Die Wahl ist nun Geschichte, und der „Gewinner“ ist Europa – oder vielmehr die Europäische Union. „Unsere Tür ist offen“, schrieb EU-Kommissionspräsidentin Ursula von der Leyen auf Bluesky und gratulierte Moldau zum Wahlausgang. „Wir werden ihnen bei jedem Schritt Seite an Seite stehen.“ Das Land hat 2024 offiziell den EU-Beitritt eingeleitet. Der Wunsch Brüssels ist unmissverständlich: „Europa ist Moldau. Moldau ist Europa“, sagte EU-Parlamentspräsidentin Roberta Metsola.
Doch ist das nicht auch eine Form ausländischer Einflussnahme? Schließlich stellt die EU zunehmend Mittel für NGOs und Medien in osteuropäischen und EU-skeptischen Ländern zur Verfügung, um ihre Agenda voranzutreiben. Bislang jedoch wurde kein proeuropäischer Kandidat aus den Wahlen ausgeschlossen oder verhaftet.
Brüssel versprach Moldau unter anderem einen „Wachstumsplan“ im Wert von 1,8 Milliarden Euro, jedoch nur, wenn die Regierung die EU-Bedingungen erfüllt. Darüber hinaus wurden EU-Steuergelder in Höhe von 200 Millionen Euro als „Verteidigungshilfe“ gegen Russland bereitgestellt. Am 4. September zahlte die EU-Kommission 18,9 Millionen Euro aus dem „Wachstumsplan“ aus.
Warum investiert die EU Millionen in osteuropäische Medien?
Die EU investiert außerdem Millionen von Euro in den Osten Europas, um gegen „Desinformation“ vorzugehen und Medien sowie Journalismus-Projekte zu fördern. Im Rahmen des Programms EU4Independent Media (EU4IM) hat die EU zwischen 2022 und 2025 fast acht Millionen Euro zur Verfügung gestellt, um Medien in der Ukraine, Armenien, Aserbaidschan, Georgien, Belarus und Moldau zu unterstützen. Ziel des Programms ist es unter anderem, „unabhängige Medienorganisationen“ im Kampf gegen „russisch geprägte Fehlinformationen“ zu stärken.
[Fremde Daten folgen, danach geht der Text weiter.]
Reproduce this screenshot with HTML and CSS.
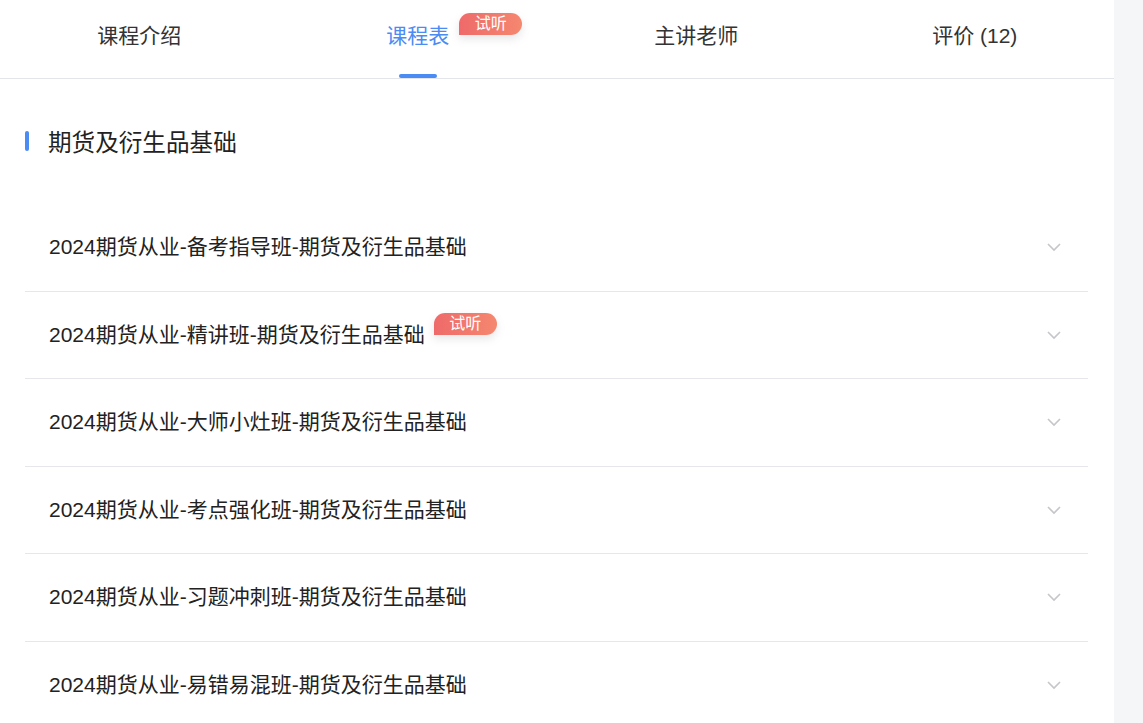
FILE: index.html
```html
<!DOCTYPE html>
<html>
<head>
  <meta charset="utf-8">
  <title>课程表</title>
  <link rel="stylesheet" href="styles.css">
</head>
<body>
  <div class="main">
    <!-- tabs -->
    <div class="tabs">
      <div class="tab"><span class="tab-label">课程介绍</span></div>
      <div class="tab active">
        <span class="tab-label">课程表<span class="badge tab-badge">试听</span></span>
        <i class="tab-line"></i>
      </div>
      <div class="tab"><span class="tab-label">主讲老师</span></div>
      <div class="tab"><span class="tab-label">评价 (12)</span></div>
    </div>

    <!-- section title -->
    <div class="section-title">
      <i class="bar"></i>
      <h2>期货及衍生品基础</h2>
    </div>

    <!-- course list -->
    <div class="course-list">
      <div class="course-row">
        <div class="course-name">2024期货从业-备考指导班-期货及衍生品基础</div>
        <svg class="arrow" width="16" height="10" viewBox="0 0 16 10"><path d="M2 2l6 6 6-6" fill="none" stroke="#c6c6ca" stroke-width="1.6"/></svg>
      </div>
      <div class="course-row">
        <div class="course-name">2024期货从业-精讲班-期货及衍生品基础<span class="badge row-badge">试听</span></div>
        <svg class="arrow" width="16" height="10" viewBox="0 0 16 10"><path d="M2 2l6 6 6-6" fill="none" stroke="#c6c6ca" stroke-width="1.6"/></svg>
      </div>
      <div class="course-row">
        <div class="course-name">2024期货从业-大师小灶班-期货及衍生品基础</div>
        <svg class="arrow" width="16" height="10" viewBox="0 0 16 10"><path d="M2 2l6 6 6-6" fill="none" stroke="#c6c6ca" stroke-width="1.6"/></svg>
      </div>
      <div class="course-row">
        <div class="course-name">2024期货从业-考点强化班-期货及衍生品基础</div>
        <svg class="arrow" width="16" height="10" viewBox="0 0 16 10"><path d="M2 2l6 6 6-6" fill="none" stroke="#c6c6ca" stroke-width="1.6"/></svg>
      </div>
      <div class="course-row">
        <div class="course-name">2024期货从业-习题冲刺班-期货及衍生品基础</div>
        <svg class="arrow" width="16" height="10" viewBox="0 0 16 10"><path d="M2 2l6 6 6-6" fill="none" stroke="#c6c6ca" stroke-width="1.6"/></svg>
      </div>
      <div class="course-row">
        <div class="course-name">2024期货从业-易错易混班-期货及衍生品基础</div>
        <svg class="arrow" width="16" height="10" viewBox="0 0 16 10"><path d="M2 2l6 6 6-6" fill="none" stroke="#c6c6ca" stroke-width="1.6"/></svg>
      </div>
    </div>
  </div>
</body>
</html>
```

FILE: styles.css
```css
* {
  box-sizing: border-box;
  margin: 0;
  padding: 0;
  font-family: "Liberation Sans", "Noto Sans CJK SC", sans-serif;
}

body {
  background-color: #f5f6f8;
  height: 723px;
  overflow: hidden;
}

.main {
  width: 1114px;
  min-height: 723px;
  background-color: white;
}

/* tabs */
.tabs {
  display: flex;
  height: 79px;
  border-bottom: 1px solid #e4e5ea;
}

.tab {
  flex: 1;
  position: relative;
  display: flex;
  justify-content: center;
  padding-top: 24px;
  font-size: 21px;
  line-height: 24px;
  color: #333;
}

.tab.active {
  color: #4b8bf4;
}

.tab-label {
  position: relative;
}

.tab-line {
  position: absolute;
  left: 50%;
  bottom: 0;
  width: 38px;
  height: 4px;
  margin-left: -19px;
  border-radius: 2px;
  background-color: #4b8bf4;
}

.badge {
  display: inline-block;
  width: 63px;
  height: 22px;
  line-height: 22px;
  text-align: center;
  font-size: 16px;
  color: white;
  border-radius: 11px 11px 11px 0;
  background: linear-gradient(90deg, #ee6a6a, #f5876f);
  box-shadow: 0 4px 8px rgba(120, 120, 140, 0.18);
}

.tab-badge {
  position: absolute;
  left: 100%;
  top: -11px;
  margin-left: 10px;
}

/* section title */
.section-title {
  display: flex;
  align-items: center;
  padding-left: 25px;
  margin-top: 47px;
  height: 30px;
}

.bar {
  width: 4px;
  height: 20px;
  border-radius: 2px;
  background-color: #4b8bf4;
}

.section-title h2 {
  margin-left: 19px;
  font-size: 23.6px;
  font-weight: normal;
  color: #222;
}

/* course list */
.course-list {
  margin: 48px 26px 0 25px;
}

.course-row {
  display: flex;
  align-items: center;
  justify-content: space-between;
  height: 87.5px;
  padding: 0 26px 0 24px;
  border-bottom: 1px solid #e6e6eb;
}

.course-name {
  display: flex;
  align-items: flex-start;
  font-size: 21px;
  line-height: 24px;
  color: #222;
}

.row-badge {
  margin-left: 9px;
  margin-top: -10px;
}
```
Mitte September entsandte die EU-Kommission ein „Rapid Response Team“ nach Moldau, das gegen „russische Desinformation“ und „Wahlmanipulation“ vorgehen sollte. „Wir haben kürzlich ein Expertenteam entsandt, um Moldau im Kampf gegen ausländische Einmischung zu unterstützen“, erklärte Kallas im Vorfeld. Oder, präziser gesagt, um sich selbst in die Wahlen direkt aus Brüssel einzumischen.